Manitoba Lieutenant Governor

Lieutenant Governor of Manitoba

The Honourable Anita R. Neville, P.C., O.M.

Jewish Heritage Month

Remarks by

The Honourable Anita Neville, P.C., O.M.

Lieutenant Governor of Manitoba

JEWISH HERITAGE MONTH

Manitoba Legislative Building Rotunda

Tuesday, May 20, 2025, 5:00 p.m.

(please check against delivery)

 

Friends and fellow Manitobans, representatives of government and faith, welcome to this celebration of Jewish Heritage Month.

We are gathered this evening in the heart of Treaty One land and the heartland of the Red River Metis, in a province born through a coming-together of peoples.

As Lieutenant Governor of Manitoba, I acknowledge that this province includes the treaty and ancestral lands of the Anishinaabe, Cree, Dakota and Dene nations and the Red River Metis, as well as northern lands that are and were home to the Inuit.

I am honoured to serve in a province committed to truth, reconciliation and collaboration among all of those who call this place home.

As Manitoba’s first Jewish Lieutenant Governor, I feel honoured to join you today to mark Jewish Heritage Month.

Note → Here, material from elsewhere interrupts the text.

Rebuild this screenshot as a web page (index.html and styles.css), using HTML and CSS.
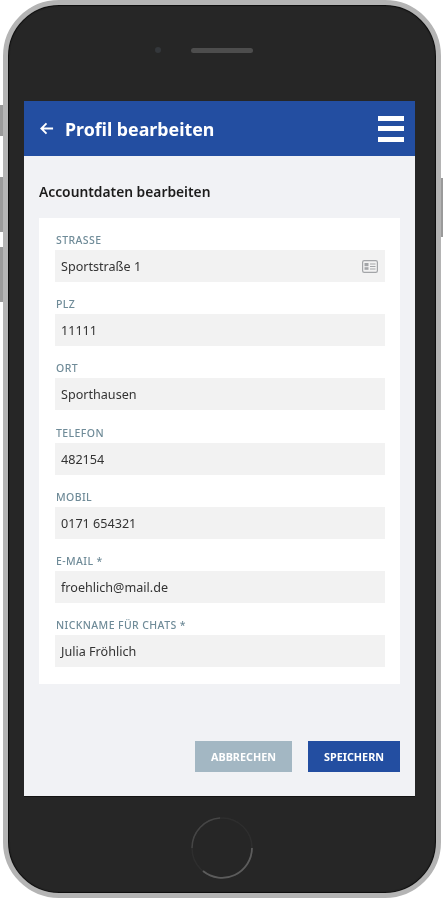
FILE: index.html
```html
<!DOCTYPE html>
<html lang="de">
<head>
<meta charset="utf-8">
<title>Profil bearbeiten</title>
<link rel="stylesheet" href="styles.css">
</head>
<body>
<div class="phone">
  <span class="side side-l1"></span>
  <span class="side side-l2"></span>
  <span class="side side-l3"></span>
  <span class="side side-r1"></span>
  <div class="bezel">
    <div class="top-bar">
      <span class="camera"></span>
      <span class="speaker"></span>
    </div>
    <main class="screen">
      <header class="app-header">
        <div class="header-left">
          <svg class="back-icon" viewBox="0 0 16 16" width="15" height="15" aria-hidden="true"><path d="M15 8H2.5M8 2.5 2.5 8 8 13.5" fill="none" stroke="#fff" stroke-width="2"/></svg>
          <h1 class="app-title">Profil bearbeiten</h1>
        </div>
        <div class="menu-icon"><span></span><span></span><span></span></div>
      </header>
      <section class="content">
        <h2 class="section-title">Accountdaten bearbeiten</h2>
        <form class="card">
          <div class="field"><div class="label">STRASSE</div><div class="input"><span>Sportstraße 1</span>
            <svg class="card-icon" viewBox="0 0 16 13" width="16" height="13" aria-hidden="true"><rect x="0.6" y="0.6" width="14.8" height="11.8" rx="1.6" fill="none" stroke="#a3a5a8" stroke-width="1.2"/><rect x="2.5" y="3" width="4" height="3.2" fill="#a3a5a8"/><rect x="2.5" y="7.2" width="4" height="2.6" fill="#a3a5a8"/><path d="M8 4h5.5M8 6.5h5.5M8 9h5.5" stroke="#a3a5a8" stroke-width="1.1"/></svg></div></div>
          <div class="field"><div class="label">PLZ</div><div class="input"><span>11111</span></div></div>
          <div class="field"><div class="label">ORT</div><div class="input"><span>Sporthausen</span></div></div>
          <div class="field"><div class="label">TELEFON</div><div class="input"><span>482154</span></div></div>
          <div class="field"><div class="label">MOBIL</div><div class="input"><span>0171 654321</span></div></div>
          <div class="field"><div class="label">E-MAIL *</div><div class="input"><span>froehlich@mail.de</span></div></div>
          <div class="field"><div class="label">NICKNAME FÜR CHATS *</div><div class="input"><span>Julia Fröhlich</span></div></div>
        </form>
        <div class="actions">
          <div class="btn btn-cancel">ABBRECHEN</div>
          <div class="btn btn-save">SPEICHERN</div>
        </div>
      </section>
    </main>
    <div class="bottom-bar">
      <svg class="home" viewBox="0 0 64 64" width="64" height="64" aria-hidden="true">
        <circle cx="32" cy="32" r="30" fill="none" stroke="#2e2e2e" stroke-width="1.5"/>
        <path d="M2 32A30 30 0 0 1 30 2" fill="none" stroke="#454545" stroke-width="1.5"/>
        <path d="M62 32A30 30 0 0 1 13 55" fill="none" stroke="#5c5c5c" stroke-width="1.8"/>
      </svg>
    </div>
  </div>
</div>
</body>
</html>
```
FILE: styles.css
```css
* { box-sizing: border-box; }
html, body { margin: 0; padding: 0; background: #fff; }
body { width: 443px; height: 900px; overflow: hidden; font-family: "Noto Sans", sans-serif; }

.phone { position: relative; width: 438px; height: 898px; margin: 0 0 0 3px; }
.side { position: absolute; width: 3px; background: #9a9a9a; }
.side-l1 { left: -3px; top: 105px; height: 31px; }
.side-l2 { left: -3px; top: 177px; height: 55px; }
.side-l3 { left: -3px; top: 247px; height: 55px; }
.side-r1 { right: -2px; width: 4px; top: 178px; height: 59px; }

.bezel {
  position: relative;
  width: 100%; height: 100%;
  display: flex; flex-direction: column; align-items: flex-start;
  background: #262626;
  border: 5px solid #b4b4b4;
  border-radius: 56px;
  box-shadow: inset 0 0 1px 1px #0e0e0e;
  overflow: hidden;
}
.top-bar { flex: 0 0 96px; width: 100%; display: flex; justify-content: center; align-items: center; gap: 30px; padding: 0 37px 6px 0; }
.camera { width: 6px; height: 6px; border-radius: 50%; background: #34373b; }
.speaker { width: 62px; height: 5px; border-radius: 3px; background: #4d4d4d; }

.screen { flex: 0 0 695px; width: 391px; margin-left: 16px; background: #f1f2f5; display: flex; flex-direction: column; filter: blur(0.4px); box-shadow: 0 1px 0 #141414; }
.app-header { flex: 0 0 55px; background: #234ea1; display: flex; align-items: center; justify-content: space-between; padding: 0 11px 0 15px; }
.header-left { display: flex; align-items: center; gap: 11px; }
.back-icon { display: block; }
.app-title { margin: 0; color: #fff; font-size: 17.8px; font-weight: 700; line-height: 24px; }
.menu-icon { display: flex; flex-direction: column; gap: 5.5px; width: 26px; }
.menu-icon span { display: block; height: 5px; background: #fff; }

.content { flex: 1; display: flex; flex-direction: column; padding: 0 15px 24px; }
.section-title { margin: 25px 0 15px; font-size: 13.8px; line-height: 22px; font-weight: 600; color: #1c1c1c; }
.card { background: #fff; padding: 14px 15px 17px 16px; display: flex; flex-direction: column; gap: 14.2px; }
.field { display: flex; flex-direction: column; gap: 2px; }
.label { font-size: 10.5px; line-height: 16px; font-weight: 500; letter-spacing: 0.4px; color: #6f8b98; padding-left: 1px; }
.input { height: 32px; background: #f2f2f2; display: flex; align-items: center; justify-content: space-between; padding: 1px 7px 0 6px; font-size: 12.6px; color: #333; }
.card-icon { display: block; }

.actions { margin-top: auto; display: flex; justify-content: flex-end; gap: 16px; }
.btn { height: 31px; display: flex; align-items: center; justify-content: center; font-size: 10.8px; font-weight: 700; color: #fff; }
.btn-cancel { width: 97px; background: #a3b7c3; }
.btn-save { width: 92px; background: #234ea1; }

.bottom-bar { flex: 1; width: 100%; display: flex; justify-content: center; align-items: center; padding: 7px 0 0 0; }
.home { display: block; margin-left: -1px; }
```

And at a time when antisemitic incidents have been rising in Canada and elsewhere, we have a responsibility to speak about the long Jewish contribution to life in Canada and especially here in the province we love and serve.

There’s a long Jewish history in Canada dating to well before Confederation. The first synagogue was built in Montreal in 1768 and an influx of Jewish immigrants arrived during the American Revolutionary War as part of the United Empire Loyalists.

Canada’s Jewish history includes moments we can be proud of – such as the election in 1807 of the first Jew to public office in the British Empire, an act that led to Britain’s Emancipation Act.

And it contains moments of shame that have moved our nation to be better – such as the infamous refusal to accept a ship filled with Jewish immigrants from Europe in 1939, leading to their return to Europe and many of their deaths in the Holocaust.

The contributions of individual Jews – as artists and scientists, entrepreneurs and philanthropists, healers and teachers, activists and leaders – could keep this gathering going all day.

One contribution I’ll mention is the role of Jews in advocating for equality, fairness and opportunity for all – through human rights legislation and education.

Canadian Jews worked for generations to build an open, tolerant society that would not just accept but celebrate differences. One result is the list of official months in our national calendar that since 2018 has included Jewish Heritage Month.

Today, we acknowledge generations of Jewish contributions on this day of recognition and celebration. And we celebrate a spirit of understanding and openness that unites Canadians from coast to coast to coast.